Surface Forces: Son of Silkworm Enters Service


November 6, 2006: China has put a new anti-ship missile, the YJ62 (also known as the C602) into service. The 22 foot long, 1.35 ton missile has a max range of 280 kilometers and a 660 pound warhead. It normally travels about 100 feet above the water, and then down to 20-30 feet for its final approach. It uses inertial guidance and GPS to get to the general vicinity of the target, and then a jam resistant radar to find and hit the target. If launched from the air, the 465 pound booster rocket is removed, which reduces missile length to 19 feet. Top speed is about 900 kilometers an hour. The YJ62 is designed to take out large ships, like American aircraft carriers (although several hits would be required.) The YJ62 replaces the HY-2 ("Silkworm"), which weighs 3 tons and has a range of 100 kilometers. This missile is based on a Russian 1950s design; the SSN2 Styx. The air launched version, the YJ61, weighed 2.5 tons (as it did not have the booster rocket) and had a range of 200 kilometers.

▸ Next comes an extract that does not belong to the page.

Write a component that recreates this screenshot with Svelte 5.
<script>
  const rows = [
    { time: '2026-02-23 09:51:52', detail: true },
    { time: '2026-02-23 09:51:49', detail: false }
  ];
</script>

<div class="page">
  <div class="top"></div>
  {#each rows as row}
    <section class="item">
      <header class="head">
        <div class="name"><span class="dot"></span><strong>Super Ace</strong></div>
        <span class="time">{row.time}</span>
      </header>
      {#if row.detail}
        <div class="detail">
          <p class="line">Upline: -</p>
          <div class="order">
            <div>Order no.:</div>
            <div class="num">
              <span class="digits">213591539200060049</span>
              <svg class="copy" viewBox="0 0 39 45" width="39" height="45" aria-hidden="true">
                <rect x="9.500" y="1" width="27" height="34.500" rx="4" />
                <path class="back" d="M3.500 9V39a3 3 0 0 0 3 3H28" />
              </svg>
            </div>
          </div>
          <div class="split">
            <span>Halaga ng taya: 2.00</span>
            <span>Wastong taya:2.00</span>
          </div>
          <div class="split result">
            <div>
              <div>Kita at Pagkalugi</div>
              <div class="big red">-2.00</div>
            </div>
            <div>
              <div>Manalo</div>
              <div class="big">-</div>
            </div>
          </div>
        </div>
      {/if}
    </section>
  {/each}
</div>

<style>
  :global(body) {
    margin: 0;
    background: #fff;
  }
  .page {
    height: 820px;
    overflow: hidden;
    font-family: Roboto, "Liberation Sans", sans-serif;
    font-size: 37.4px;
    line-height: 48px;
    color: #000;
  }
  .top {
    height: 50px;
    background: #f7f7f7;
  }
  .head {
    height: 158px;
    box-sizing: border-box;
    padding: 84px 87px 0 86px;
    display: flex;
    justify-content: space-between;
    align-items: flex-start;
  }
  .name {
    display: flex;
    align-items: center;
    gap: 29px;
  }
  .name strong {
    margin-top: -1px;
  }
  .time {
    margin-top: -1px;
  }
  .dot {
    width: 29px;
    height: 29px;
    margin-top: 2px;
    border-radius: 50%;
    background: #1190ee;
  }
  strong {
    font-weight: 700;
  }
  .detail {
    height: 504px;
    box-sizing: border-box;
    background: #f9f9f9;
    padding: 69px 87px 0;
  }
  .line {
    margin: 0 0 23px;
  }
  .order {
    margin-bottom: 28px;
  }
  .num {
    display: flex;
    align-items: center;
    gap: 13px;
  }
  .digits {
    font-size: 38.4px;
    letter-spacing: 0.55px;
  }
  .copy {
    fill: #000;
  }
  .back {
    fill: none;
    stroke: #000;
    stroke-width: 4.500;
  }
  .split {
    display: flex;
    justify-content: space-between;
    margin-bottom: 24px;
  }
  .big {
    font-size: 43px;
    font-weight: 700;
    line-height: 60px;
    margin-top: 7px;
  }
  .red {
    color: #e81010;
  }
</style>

The YJ62 is a new design, and not based on the original Russian SSN2. The YJ62 is supposed to be more reliable and accurate, but it will take some actual combat experience to verify that. The HY2 was used during the 1980s Iran-Iraq war, and proved capable against ships not using countermeasures. In 1967, a Russian SSN2 sank an Israeli destroyed. But in subsequent encounters, during the 1973 Arab-Israeli war, Israeli countermeasures defeated the SSN2. The future success of the YJ62 against warships will depend on the ability of the missile to handle countermeasures. The multi-frequency radar of the YJ62 is designed to do this, but can be countered. In the opening stages of any war, both sides get a chance to show how well they can defeat countermeasures, and whoever does it best, scores hits, or avoids them.